Current and future diesel engine oil categories have specifications that impose limits on SAPS (Sulfated Ash, Phosphorous and Sulfur) levels that help to minimize accumulation of ash in the DPF originating from oil consumption in the engine. Metallic species in the oil formulation, mostly from detergents and anti-wear additives, have a significant impact on ash behavior when subjected to high temperatures during active regeneration of the filter. Certain compounds in the oil, especially derivatives of ZDDP (Zinc Dialkyl Dithiophosphate), interact with filter substrate and sinter at temperatures that the DPF is exposed to during active regeneration. This phenomenon of sintering or ‘ash wetting’ leads to ash-bridges in the DPF that result in reduction of soot storage capacity, higher back-pressure and possibly reduced active surface area for catalytic conversion of engine-out emissions. Changes in ash chemistry when subjected to high temperature transient events is irreversible and necessitates wet cleaning of the DPF to recover most of the filter performance.
Ash samples were collected from field returned DPF’s that were categorized into line-haul and a mix of ‘stop and go’ duty-cycles; these trucks had two different heavy-duty diesel engine types. Several techniques for materials and chemical characterization such as high-temp XRD (X-ray Diffraction), Raman Spectroscopy, ICP-OES, SEM-EDS amongst others were employed in the current study for an in-depth understanding of the composition, phase transition and crystal lattice structure of the samples. Additionally, DPF ash from two different oil formulations were evaluated for their wetting behavior on the filter substrate and changes in ash composition were documented. Ash that was rich in phosphorous compounds exhibited phase transitions which were different from the ash that was rich in calcium compounds. Crystallographic planes from phosphate compounds were identified and correlated with oil formulations and vehicle operating conditions.
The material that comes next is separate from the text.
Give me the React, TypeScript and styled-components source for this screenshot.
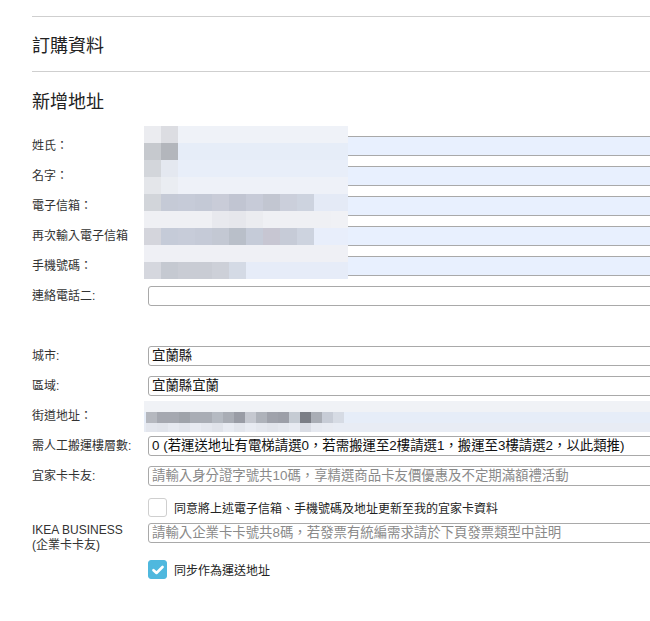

Data generated in this study provides insights into ash morphology, chemistry and compositional changes when subjected to high temperatures in the DPF operating range. Analysis of ash from field returned DPF’s can be helpful in understanding filter operating history (regeneration conditions, duty cycles, engine oil type etc.), which then could be used as inputs for recommending filter service intervals, specific cleaning techniques and even DPF calibration based on mileage and duty-cycles.